You'll never be alone

Un padre e un figlio. Juan e Pablo. 
Juan (Sergio Hernández) è mite e introverso, ed è da sempre impiegato in una fabbrica di manichini, dove lavora alacremente sette giorni su sette - immerso in una landa desolata di volti e corpi senza vita - nella speranza che tutto quello possa essere un giorno anche suo (vorrebbe diventare socio). 
Suo figlio Pablo è un ragazzo bellissimo e solare, ama la danza, la sua amica del cuore, e un suo coetaneo. In un angolo remoto della capitale cilena, la sua è una vita di speranza e di fuga, di sogni e riconciliazione (pomeriggi spesi con l’amica a ridere, confidarsi, prendersi in giro). Il miraggio di un futuro dove i tratti salienti della sua sessualità, e della sua vera essenza possano essere manifesti e non sistematicamente occultati di fronte a occhi sempre troppo invadenti, cattivi, violenti. 
E invece, lo scontro con la discriminazione e l’omofobia più astiose sarà brutale, drammatico, costringendo padre e figlio a reimpostare le priorità di sogni e speranze, in una vita che appare di giorno in giorno sempre più votata alla sola sopravvivenza, difesa sistematica dalla meschinità altrui, da una società priva di piètas. 
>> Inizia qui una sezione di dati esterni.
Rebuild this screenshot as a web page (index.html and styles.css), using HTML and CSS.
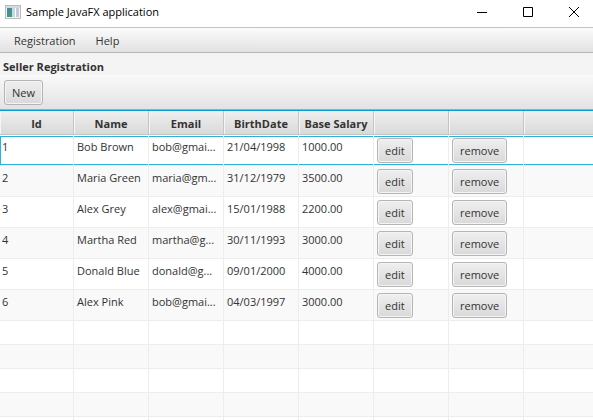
FILE: index.html
```html
<!DOCTYPE html>
<html lang="en">
<head>
<meta charset="utf-8">
<title>Sample JavaFX application</title>
<link rel="stylesheet" href="styles.css">
</head>
<body>
<header class="titlebar">
  <svg class="app-icon" viewBox="0 0 16 14" width="16" height="14" aria-hidden="true">
    <defs><linearGradient id="pane" x1="0" y1="0" x2="1" y2="1"><stop offset="0" stop-color="#4a7fb0"/><stop offset="1" stop-color="#45a077"/></linearGradient></defs>
    <rect x="0.5" y="0.5" width="15" height="13" fill="#f4f4f4" stroke="#bcbcbc"/>
    <rect x="1" y="1" width="14" height="2" fill="#d5d9dc"/>
    <rect x="2" y="3" width="5" height="9" fill="url(#pane)"/>
    <rect x="7" y="3" width="3" height="9" fill="#c5d9e2"/>
    <rect x="10" y="3" width="1" height="9" fill="#fff"/>
    <rect x="11" y="3" width="3" height="9" fill="#c3ccd5"/>
  </svg>
  <h1 class="title">Sample JavaFX application</h1>
  <div class="window-controls">
    <button type="button" class="window-button" aria-label="Minimize"><svg viewBox="0 0 10 10" width="10" height="10"><path d="M0 5.5H10" /></svg></button>
    <button type="button" class="window-button" aria-label="Maximize"><svg viewBox="0 0 10 10" width="10" height="10"><path d="M.5 .5H9.5V9.5H.5Z" /></svg></button>
    <button type="button" class="window-button" aria-label="Close"><svg viewBox="0 0 10 10" width="10" height="10"><path d="M0 0L10 10M10 0L0 10" /></svg></button>
  </div>
</header>
<nav class="menubar">
  <button type="button" class="menu">Registration</button>
  <button type="button" class="menu">Help</button>
</nav>
<main class="content">
  <h2 class="heading">Seller Registration</h2>
  <div class="toolbar"><button type="button" class="button">New</button></div>
  <table class="sellers">
    <colgroup><col class="col-id"><col class="col"><col class="col"><col class="col"><col class="col"><col class="col"><col class="col"><col></colgroup>
    <thead>
      <tr><th>Id</th><th>Name</th><th>Email</th><th>BirthDate</th><th>Base Salary</th><th></th><th></th><th></th></tr>
    </thead>
    <tbody>
      <tr class="focused"><td>1</td><td>Bob Brown</td><td>bob@gmai...</td><td>21/04/1998</td><td>1000.00</td><td><button type="button" class="button">edit</button></td><td><button type="button" class="button">remove</button></td><td></td></tr>
      <tr><td>2</td><td>Maria Green</td><td>maria@gm...</td><td>31/12/1979</td><td>3500.00</td><td><button type="button" class="button">edit</button></td><td><button type="button" class="button">remove</button></td><td></td></tr>
      <tr><td>3</td><td>Alex Grey</td><td>alex@gmai...</td><td>15/01/1988</td><td>2200.00</td><td><button type="button" class="button">edit</button></td><td><button type="button" class="button">remove</button></td><td></td></tr>
      <tr><td>4</td><td>Martha Red</td><td>martha@g...</td><td>30/11/1993</td><td>3000.00</td><td><button type="button" class="button">edit</button></td><td><button type="button" class="button">remove</button></td><td></td></tr>
      <tr><td>5</td><td>Donald Blue</td><td>donald@g...</td><td>09/01/2000</td><td>4000.00</td><td><button type="button" class="button">edit</button></td><td><button type="button" class="button">remove</button></td><td></td></tr>
      <tr><td>6</td><td>Alex Pink</td><td>bob@gmai...</td><td>04/03/1997</td><td>3000.00</td><td><button type="button" class="button">edit</button></td><td><button type="button" class="button">remove</button></td><td></td></tr>
      <tr class="empty"><td></td><td></td><td></td><td></td><td></td><td></td><td></td><td></td></tr>
      <tr class="empty"><td></td><td></td><td></td><td></td><td></td><td></td><td></td><td></td></tr>
      <tr class="empty"><td></td><td></td><td></td><td></td><td></td><td></td><td></td><td></td></tr>
      <tr class="empty"><td></td><td></td><td></td><td></td><td></td><td></td><td></td><td></td></tr>
      <tr class="empty"><td></td><td></td><td></td><td></td><td></td><td></td><td></td><td></td></tr>
    </tbody>
  </table>
</main>
</body>
</html>
```
FILE: styles.css
```css
* {
  box-sizing: border-box;
}

body {
  margin: 0;
  height: 100vh;
  overflow: hidden;
  background: #f4f4f4;
  color: #333;
  font: 11px/18px "Segoe UI", "Open Sans", sans-serif;
}

button {
  font: inherit;
  color: inherit;
}

.titlebar {
  display: flex;
  align-items: center;
  height: 28px;
  padding: 0 0 4px 5px;
  border-bottom: 1px solid #c2c2c2;
  background: #fff;
}

.title {
  flex: 1;
  margin: 0 0 0 5px;
  color: #000;
  font-size: 11px;
  font-weight: 400;
}

.window-controls {
  display: flex;
}

.window-button {
  display: flex;
  align-items: center;
  justify-content: center;
  width: 46px;
  height: 20px;
  padding: 0;
  border: 0;
  background: none;
}

.window-button:last-child {
  width: 42px;
  padding: 0 0 0 4px;
}

.window-button svg {
  fill: none;
  stroke: #000;
}

.menubar {
  display: flex;
  height: 25px;
  padding: 0 6px;
  border-bottom: 1px solid #b5b5b5;
  background: linear-gradient(#fbfbfb, #e2e2e2);
}

.menu {
  padding: 2px 8px 0;
  border: 0;
  background: none;
}

.menu + .menu {
  margin-left: 4px;
}

.heading {
  margin: 0;
  padding: 5px 3px 0;
  height: 22px;
  font-size: 11px;
  font-weight: 700;
}

.toolbar {
  display: flex;
  align-items: center;
  height: 35px;
  padding: 1px 4px 0;
  border-bottom: 1px solid #8fb3c0;
  background: linear-gradient(#f9f9f9, #e3e3e3);
}

.button {
  display: block;
  height: 25px;
  padding: 0 7px;
  border: 1px solid #b5b5b5;
  border-radius: 3px;
  background: linear-gradient(#efefef, #d9d9d9);
  box-shadow: inset 0 0 0 1px #f4f4f4;
}

.sellers {
  width: 100%;
  table-layout: fixed;
  border-collapse: separate;
  border-spacing: 0;
  border-top: 1px solid #039ed3;
  background: #fff;
}

.col-id {
  width: 74px;
}

.col {
  width: 75px;
}

.sellers th {
  height: 24px;
  padding: 2px 0 0;
  border-right: 1px solid #c4c4c4;
  border-bottom: 1px solid #c4c4c4;
  background: linear-gradient(#efefef, #d9d9d9);
  box-shadow: inset 1px 1px 0 #f6f6f6;
  font-weight: 700;
  white-space: nowrap;
}

.sellers td {
  height: 31px;
  padding: 3px 3px 0;
  border-right: 1px solid #ededed;
  border-bottom: 1px solid #ededed;
  vertical-align: top;
  white-space: nowrap;
}

.sellers td:first-child {
  padding-left: 2px;
}

.sellers tr:nth-child(even) td {
  background: #f9f9f9;
}

.sellers .focused td {
  box-shadow: inset 0 1px 0 #fff, inset 0 2px 0 #2eb0dc, inset 0 -1px 0 #2eb0dc;
}

.sellers .focused td:first-child {
  box-shadow: inset 0 1px 0 #fff, inset 1px 2px 0 #2eb0dc, inset 0 -1px 0 #2eb0dc;
}

.sellers .empty td {
  height: 24px;
  padding: 0;
}

.sellers th:last-child,
.sellers td:last-child {
  border-right: 0;
}
```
Ispirato a un fatto di cronaca vera - un caso che scioccò l’intera America Latina (l’omicidio nel Marzo del 2012 di Daniel Zamudio, dichiaratamente omosessuale, per mano di un commando di neo-nazisti), You’ll never be alone ripercorre le fasi salienti di una storia drammatica e potente, caratterizzata dall’odio e dalla violenza e, di contro, animata dalla forza vibrante del lottare per sé stessi e (soprattutto) per essere sé stessi. 
In un mondo sessista, maschilista e omofobo, una Santiago retrograda e per certi versi oscurantista, Alex Anwandter mette in luce soprattutto il viaggio di Juan verso la comprensione per il proprio unico figlio, sussurrata o gridata nelle parole “Non sarai mai solo”. 
Un uomo comune chiamato ad essere eroico. 
Una storia d’amore estrema, narrata attraverso il buio di una società ostile (catturata nella bella fotografia crepuscolare di Matías Illanes) e sedimentata nel carattere unico di un padre  infine disposto a superare i propri limiti (culturali e concettuali) pur di riaffermare l’amore per il sangue del suo sangue. 

Presentato nella sezione Panorama (quella in cui convoglia il cinema d’autore emergente o più anticonvenzionale) della sessantaseiesima edizione del Festival di Berlino, You’ll never be alone è opera che fonde la maturità dello stile e dell’intenso protagonista (il giovane Andrew Bargsted), alla forza dirompente del soggetto, rintracciato tra le pagine più buie del nostro vivere e ottimamente rielaborato per il grande schermo dallo stesso Alex Anwandter, talentuoso musicista nonché regista di videoclip qui alla sua opera prima. 
Una di quelle opere che risuona forte nel suo appello alle coscienze.